En la sección consagrada a la memoria de los niños, con la que finalizaba la visita, cinco velas reflejadas por mil pequeños espejos iluminaban unos rostros juveniles. Sobre el fondo de una música sintética, átona, se recitaban sus nombres, con su edad y su lugar de nacimiento, en hebreo y en inglés. Las luces, como las estrellas en número infinito, recordaban la sentencia talmúdica según la cual las almas de los muertos no enterrados vagan por el universo sin hallar nunca reposo.

A Lisa no le gustaba ese bloque, que habían añadido hacía poco al complejo de Yad Vashem: para ella había todavía demasiada pasión en las imágenes evocadas y la música le parecía indecente.

La observé caminar a mi lado, con el semblante inexpresivo y los labios apretados. Me colé en aquella mentira como en una pequeña brecha que daba a un inmenso precipicio.

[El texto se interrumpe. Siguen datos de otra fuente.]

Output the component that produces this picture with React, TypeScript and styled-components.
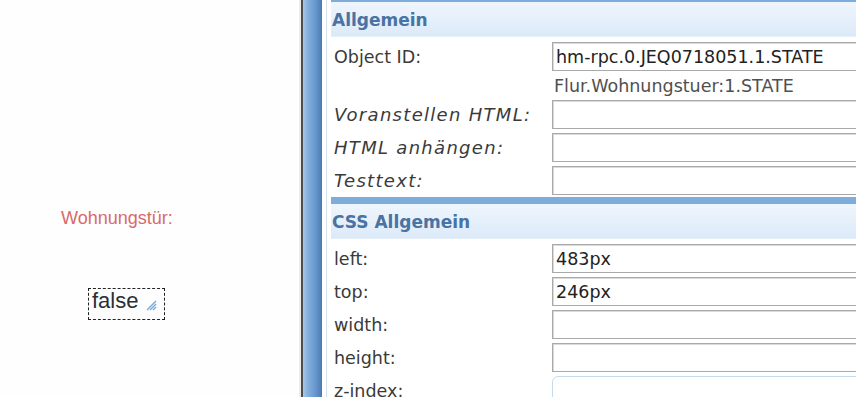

A nuestro alrededor se extendía, como una madre bienhechora, el bosque cuyos árboles fueron plantados en honor de los justos que habían salvado vidas humanas. Más allá estaba el desierto florido en torno al Jerusalén resucitado y, más allá aún, el mar en el que el navio que no pudo fondear retornó hacia ese mundo dividido que sólo aspiraba a dislocarlo, a esparcirlo en las olas igual como se dispersan las cenizas de los cadáveres incinerados.